Must remember that even though it is homemade, there are still a gazillion calories. Especially with a beer? It’s really going to set me over. I should have gone running. Maybe I can do 1,000 jumping jacks without my husband noticing.

Rules!!

  • Wait for it to be totally cool. No digging in!
  • Cut every bite one at a time. Yes. You are going to cut up your pizza.
  • Chew slowly and savor every ounce of fat you are eating. Think about that.
  • Rest for at least 15 seconds.
  • Repeat.

I’m going to finish my water bottle before I leave work. That should set off some of the hunger that is already creeping into my belly.

He’s making two kinds of pizza. You can’t eat more than half. **THINK** This is not the last time you are eating pizza. It is very easy to make. You can make it again. This isn’t the end. You’ll be able to eat it again in the future. Enjoy. DO NOT BINGE.

Weigh-in tomorrow. OH DEAR.

Taking a break

This weekend is going to be horrible, what with my party, a wedding, and a birthday dinner.

I will do my best to eat ok. But then again, I already ate 2 chocolate chip cookies for breakfast (180c).

We got home so late last night because dinner took 3 hours, I also kept waking up in the middle of the night in a panic.

Running will resume Monday, possibly Sunday.

I have to keep reminding myself results happen in months, not hours.

So today doesn’t count

Just had ice cream and chocolate chip cookies for breakfast.

I’m thinking of Au Bon Pain for lunch. Maybe a sandwich, maybe a salad. So glad that it’s raining so I won’t want Chipotle. Maybe I’ll go all the way cray and get McDonald’s *barf*

So my weight didn’t move, from yesterday to today.
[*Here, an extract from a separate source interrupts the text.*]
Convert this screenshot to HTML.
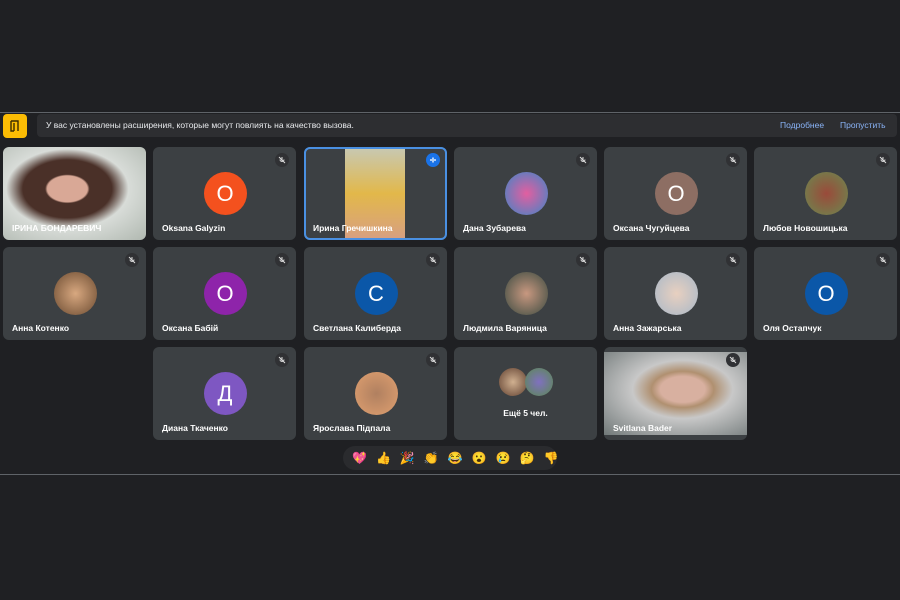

I figure that’s because I go on carb overload at night. Sunday, I am going to make a bunch of dinners and freeze them – salsa chicken, cilantro lime chicken, etc. Then I won’t be so tempted at night.

Tomorrow I have a birthday party. Saturday I’m going to a wedding. Sunday I have a birthday dinner with my family. Monday is going to change my eating habits for good. FOR REAL.

That is my first goal as a 23 year old. WOO!

I was so close…

It’s Wednesday and I’m supposed to weigh myself but I’m too afraid. Dinner last night wasn’t even that bad, I think my calories may have been reasonable. I guess, that’s what I get for not counting.

Almost didn’t want to run this morning. Then I remembered I don’t want to be fat.

My alarm rings in 3 minutes.

ew why did i do that?

I stepped on the scale.

It’s night time. I just ate like a million Oreos. I’m wearing clothes.

154.2

It was staring up at me after only being on the scale for a second.

It’s never been that much before.

Ever.

Already changing my mind about tomorrow. Treadmill @ 4.5 for 45 minutes.

Dinner is the enemy. Need to watch my dinner. Breakfast has always been ok. Now I finally have lunch in control. Stupid dinner. The biggest problem because I get cocky about how well the day has been.

Must remember – this won’t change over night. Baby steps.